1
votes

I am using a Fortran code to run a large scale simulation on a supercomputer. I am able to run the code in serial, but I want to improve the turn around time. I am looking in to making it parallel and i have found that I can use auto-parallelization or MPI, the question I have is: which is more likely to improve the turn around time?

I was able to use Intel Fortran complier with the compiler flag -parallel -par-report to see which DO loops where made parallel, so if I run the complied code on 4 processors would that actually work or do I have to do something special?

In addition, do you know of any useful resources for me too learn MPI. I want to be able to use more processors to increase the simulation time that is my end goal.

2
If you were able to use an autoparallelizer, you should have been able to measure the run time thus the speedup. What speedup did you get? Obviously it isn't going to go faster then Nx where you have N processors, unless what you turned on was auto-vectorization rather than auto-parallelization. - Ira Baxter
I was able to use an autoparallelizer, but it still seating in the Q. I was able to use auto-vectorization on a different system with pgf90 compiler and it seems like i should be able to get results in 51 hours compare to 96 hours before. Thank you. - Hiren
What do you mean with "large scale simulation"? In my understanding this means >1000 threads which is only possible with MPI. - Stefan
May be "large scale simulation" is the wrong terminology and what i meant to say that the simulation is very computer intensive and it could be ran on single node but takes 96 hours to get .25 seconds of actual simulation run and i need to get a steady state value which usually happens after 1 second and that takes about 20 days. I am doing white cell deformation in a shear flow, which has many parameters such as the bonding between the surface and the cell and has 10,000 elements to model the cell (it is combination of CFD and FEA). It takes long time to do the FFT and monte carlo method. - Hiren

2 Answers

1
votes

More than likely, MPI is going to be faster than auto-parallelization. However, auto-parallelization would take about 0.5 seconds worth of work to get a speed-up of, say, 1.2 compared to Y hours (maybe even up to Q weeks) of trial-and-error debugging to get a speed-up of, say, 1.7.

If you're interested in self-learning MPI through a book, Gropp, Lusk, & Skjellum's Using MPI is probably a good start.

0
votes

Answer a bit depends on nature of your hardware and your application/workload. Do you use multi-node cluster (most typical) or big shared memory machine?

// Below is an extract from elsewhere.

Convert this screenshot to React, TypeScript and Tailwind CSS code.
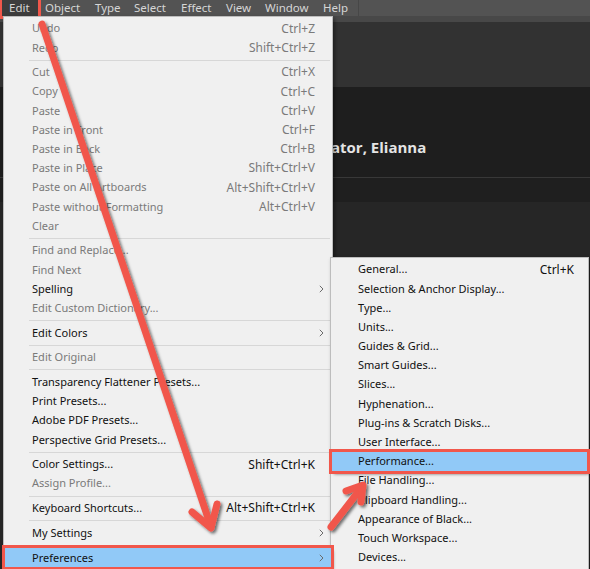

Assuming you are cluster user, you will have to use MPI or Fortran coarray for (more likely) distributed memory cross-node parallelism AND SOMETHING fon inter-node shared memory parallelism (SMP).

Shared memory parallelism can give you speed-up proportional to number of cores on a node(up to 32x with Xeons) or even more with coprocessors. Distributed memory parallelism can give you speedup proportional to number of nodes. Both types (or actually all 3 types) of parallelism have to be used these days to get reasonable performance. You may think of it like a hierarchy: 1.MPI or coarray on the top, 2.something for shared memory threading in the middle and 3. vectorization in the innermost level.

Well, from your question, it sounds like you are talking mostly about SMP multicore threading parallelism level. This is where -parallel Auto-Parallelization behaves. Dont expect big magic from auto-par. If you want to get better scalable parallelism, you have to try fortran OpenMP or MPI-for-shared memory. I would recommend OpenMP in most cases; its often easier to program and more performance. But. its up to you and you really should think bigger- about all 3 levels of parallelism. If you plan to address all 3 levels, then probably optimal combination (since you are a happy intel fortran user) is 1. MPI for 1st level+ 2. OpenMP for SMP level + 3. AutoVectorization guided by OpenMP 4.0 pragma simd on 3rd level. Im not an expert in coarray, but it might be good alternative to 1.MPI.

My answer does make less sence if you dont deal with classic cluster hardware.